Trust administration includes ongoing management — reviewing trust terms, updating property lists, confirming trustee arrangements, maintaining documentation. Insurance review should be integrated with trust administration rather than existing separately. When trust reviews happen, insurance alignment should be verified; when insurance changes, trust documentation should reflect the changes.
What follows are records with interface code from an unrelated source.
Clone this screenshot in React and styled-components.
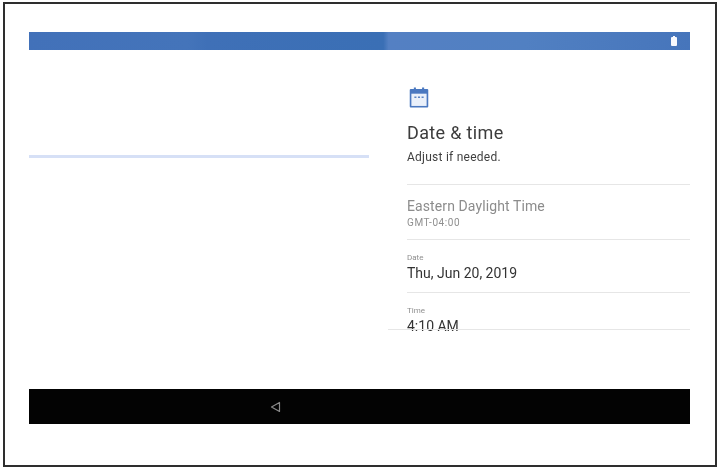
import React from "react";
import styled, { createGlobalStyle } from "styled-components";

const GlobalStyle = createGlobalStyle`
    html, body {
        margin: 0;
        padding: 0;
        background: #ffffff;
    }
    body {
        width: 720px;
        height: 470px;
        overflow: hidden;
        font-family: Roboto, "Liberation Sans", sans-serif;
    }
`;

// the source is a soft, rescaled photo of a tablet screen
const Frame = styled.div`
    box-sizing: border-box;
    width: 714px;
    height: 465px;
    margin: 2px 0 0 3px;
    padding: 28px 25px 41px 24px;
    border: 2px solid #2e2e2e;
    display: flex;
    flex-direction: column;
    filter: blur(0.4px);
`;

const StatusBar = styled.div`
    flex: none;
    height: 18px;
    padding-right: 13px;
    display: flex;
    align-items: center;
    justify-content: flex-end;
    background: linear-gradient(
        90deg,
        #4271b9 0%,
        #4474ba 24%,
        #3f70b7 27%,
        #3a6fb5 53.6%,
        #5480c3 54.4%,
        #5180c2 75%,
        #4675bb 100%
    );
`;

const Battery = styled.span`
    position: relative;
    width: 6px;
    height: 9px;
    border-radius: 1px;
    background: #f8f9fd;

    &::before {
        content: "";
        position: absolute;
        top: -1px;
        left: 2px;
        width: 2px;
        height: 1px;
        background: #f8f9fd;
    }
`;

const Content = styled.main`
    flex: 1;
    min-height: 0;
    display: flex;
`;

const ProgressPane = styled.section`
    flex: none;
    width: 340px;
    padding-top: 105px;
`;

const ProgressLine = styled.div`
    height: 3px;
    background: #d6e0f6;
`;

const SetupPane = styled.section`
    margin-left: 19px;
    flex: 1;
    min-width: 0;
    padding-top: 37px;
    display: flex;
    flex-direction: column;
`;

const Header = styled.header`
    flex: none;
    padding-left: 19px;
`;

const CalendarIcon = styled.svg`
    display: block;
    width: 20px;
    height: 21px;
    margin-left: 2px;
`;

const Title = styled.h1`
    margin: 14px 0 0;
    font-size: 18px;
    line-height: 22px;
    font-weight: 400;
    letter-spacing: 0.35px;
    color: #3c3c3c;
`;

const Subtitle = styled.p`
    margin: 5px 0 0;
    font-size: 12px;
    line-height: 16px;
    letter-spacing: 0.25px;
    color: #3f3f3f;
`;

const SettingsList = styled.div`
    flex: none;
    height: 146px;
    margin-top: 19px;
    margin-left: 19px;
    margin-bottom: -2px;
    overflow: hidden;
    border-top: 1px solid #e6e6e6;
`;

const Row = styled.div`
    box-sizing: border-box;
    height: ${({ $height }) => $height}px;
    padding-top: ${({ $top }) => $top}px;
    border-bottom: 1px solid #e6e6e6;
`;

const SmallText = styled.div`
    margin-top: ${({ $gap }) => $gap || 0}px;
    font-size: ${({ $size }) => $size}px;
    line-height: 12px;
    letter-spacing: ${({ $spacing }) => $spacing || 0}px;
    color: #8f8f8f;
`;

const ZoneName = styled.div`
    font-size: 14px;
    line-height: 18px;
    letter-spacing: 0.1px;
    color: #8c8c8c;
`;

const Value = styled.div`
    font-size: 14px;
    line-height: 18px;
    color: #333333;
`;

const ListEnd = styled.div`
    position: relative;
    flex: none;
    height: 1px;
    background: #e6e6e6;
`;

const NavBar = styled.nav`
    flex: none;
    height: 35px;
    padding-left: 241px;
    display: flex;
    align-items: center;
    background: #030303;
`;

const BackIcon = styled.svg`
    display: block;
    width: 12px;
    height: 12px;
`;

export default function App() {
    return (
        <>
            <GlobalStyle />
            <Frame>
                <StatusBar>
                    <Battery />
                </StatusBar>
                <Content>
                    <ProgressPane>
                        <ProgressLine />
                    </ProgressPane>
                    <SetupPane>
                        <Header>
                            <CalendarIcon viewBox="3 2 18 20.4" fill="none">
                                <path d="M4 4h3V2.5h2V4h6V2.5h2V4h3a1 1 0 0 1 1 1v16a1 1 0 0 1-1 1H4a1 1 0 0 1-1-1V5a1 1 0 0 1 1-1z" fill="#4a78c0" />
                                <rect x="4.6" y="8.5" width="14.8" height="11.9" fill="#eaf0fa" />
                                <path d="M7.5 12h2M11 12h2M14.5 12h2" stroke="#5b84c4" strokeWidth="1.6" />
                            </CalendarIcon>
                            <Title>Date &amp; time</Title>
                            <Subtitle>Adjust if needed.</Subtitle>
                        </Header>
                        <SettingsList>
                            <Row $height={55} $top={12}>
                                <ZoneName>Eastern Daylight Time</ZoneName>
                                <SmallText $size={10} $gap={2} $spacing={0.6}>GMT-04:00</SmallText>
                            </Row>
                            <Row $height={53} $top={12}>
                                <SmallText $size={8}>Date</SmallText>
                                <Value>Thu, Jun 20, 2019</Value>
                            </Row>
                            <Row $height={53} $top={12}>
                                <SmallText $size={8}>Time</SmallText>
                                <Value>4:10 AM</Value>
                            </Row>
                        </SettingsList>
                        <ListEnd />
                    </SetupPane>
                </Content>
                <NavBar>
                    <BackIcon viewBox="0 0 12 12" fill="none">
                        <path d="M1.5 6 9.5 1.5v9z" stroke="#8a8a8a" strokeWidth="1.2" strokeLinejoin="round" />
                    </BackIcon>
                </NavBar>
            </Frame>
        </>
    );
}
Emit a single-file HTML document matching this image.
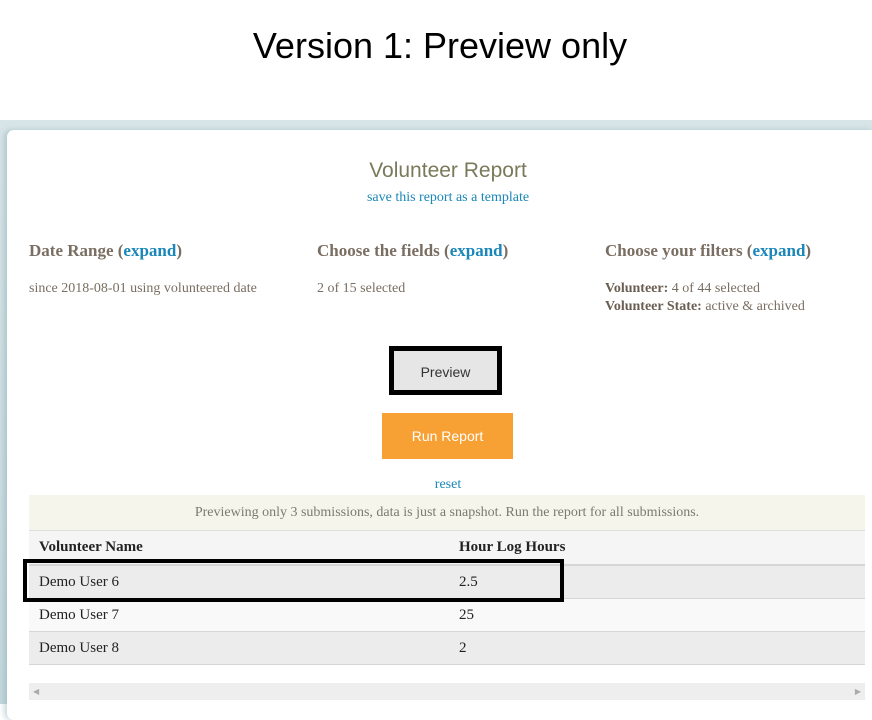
<!DOCTYPE html>
<html><head><meta charset="utf-8"><style>
*{margin:0;padding:0;box-sizing:border-box}
body{width:872px;height:704px;overflow:hidden;background:#fff;position:relative;font-family:"Liberation Serif","DejaVu Serif",serif}
.abs{position:absolute}
h1{position:absolute;top:25px;left:0;width:880px;text-align:center;font:36px "Liberation Sans",sans-serif;color:#000}
.bg{position:absolute;left:0;top:120px;width:872px;height:584px;background:linear-gradient(#d8e5e8,#c5d8dd)}
.card{position:absolute;left:7px;top:130px;width:870px;height:590px;background:#fff;border-radius:7px;box-shadow:-3px 0 6px rgba(120,160,170,.4)}
.t{position:absolute;white-space:nowrap}
.h{font-size:17px;font-weight:bold;color:#7a6e62}
.h b{color:#1a87b8}
.s{font-size:14px;color:#7a6e62}
.s b{color:#6a5e52}
a{color:#1a87b8;text-decoration:none}
.row{position:absolute;left:29px;width:836px;height:33px;border-bottom:1px solid #d6d6d6;font-size:15px;color:#222}
.row span{position:absolute;top:8px}
</style></head><body>
<h1>Version 1: Preview only</h1>
<div class="bg"></div>
<div class="card"></div>
<div class="t" style="left:0;width:896px;text-align:center;top:159px;font:21px 'Liberation Sans',sans-serif;color:#7a7a5a">Volunteer Report</div>
<div class="t" style="left:0;width:896px;text-align:center;top:190px;font-size:14px"><a>save this report as a template</a></div>
<div class="t h" style="left:29px;top:241px">Date Range (<b>expand</b>)</div>
<div class="t h" style="left:317px;top:241px">Choose the fields (<b>expand</b>)</div>
<div class="t h" style="left:605px;top:241px">Choose your filters (<b>expand</b>)</div>
<div class="t s" style="left:29px;top:281px">since 2018-08-01 using volunteered date</div>
<div class="t s" style="left:317px;top:281px">2 of 15 selected</div>
<div class="t s" style="left:605px;top:280px;line-height:18px"><b>Volunteer:</b> 4 of 44 selected<br><b>Volunteer State:</b> active &amp; archived</div>
<div class="abs" style="left:389px;top:346px;width:113px;height:49px;border:5px solid #000;background:#e6e6e6;text-align:center;font:14px/42px 'Liberation Sans',sans-serif;color:#333">Preview</div>
<div class="abs" style="left:382px;top:413px;width:131px;height:46px;background:#f7a033;color:#fff;text-align:center;font:14px/46px 'Liberation Sans',sans-serif">Run Report</div>
<div class="t" style="left:0;width:896px;text-align:center;top:477px;font-size:14px"><a>reset</a></div>
<div class="abs" style="left:29px;top:495px;width:836px;height:36px;background:#f5f5eb;border-bottom:1px solid #ddd;text-align:center;font-size:14px;line-height:36px;color:#7a7a70">Previewing only 3 submissions, data is just a snapshot. Run the report for all submissions.</div>
<div class="row" style="top:531px;height:35px;background:#f5f5f5;font-weight:bold;border-bottom:2px solid #d6d6d6"><span style="left:10px">Volunteer Name</span><span style="left:430px">Hour Log Hours</span></div>
<div class="row" style="top:566px;background:#ececec"><span style="left:10px">Demo User 6</span><span style="left:430px">2.5</span></div>
<div class="row" style="top:599px;background:#f9f9f9"><span style="left:10px">Demo User 7</span><span style="left:430px">25</span></div>
<div class="row" style="top:632px;background:#ececec"><span style="left:10px">Demo User 8</span><span style="left:430px">2</span></div>
<div class="abs" style="left:23px;top:559px;width:541px;height:43px;border:4px solid #000"></div>
<div class="abs" style="left:29px;top:683px;width:836px;height:17px;background:#eee;color:#aaa;font-size:8px;line-height:17px"><span style="position:absolute;left:4px">◀</span><span style="position:absolute;right:4px">▶</span></div>
</body></html>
The Insured Must Match the Owner

When firearms are owned by trusts — NFA trusts, revocable living trusts, or specific gun trusts — the insurance arrangements must explicitly align with the trust ownership. Standard homeowner's policies may or may not cover trust-owned property clearly; specialty firearms policies typically handle trust ownership more gracefully but still require explicit alignment. NFA items deserve specific scheduling at replacement value with trust naming; revocable living trusts need coverage that survives the grantor's death; specific gun trusts benefit from coverage structures matched to their specific operational patterns. In every case, the principle is the same: the insured named on the policy should match the actual owner, and the coverage should explicitly address the trust ownership rather than relying on implicit equivalents that may not withstand claim-time scrutiny. Getting this alignment right prevents the specific coverage gaps that trust ownership can create when the insurance structure hasn't been updated to match the ownership reality.

This article is educational and informational. It is not legal, tax, or financial advice. Firearms laws vary significantly by state and change frequently. Always consult a qualified firearms attorney, estate planner, or licensed FFL before acting on specific legal matters.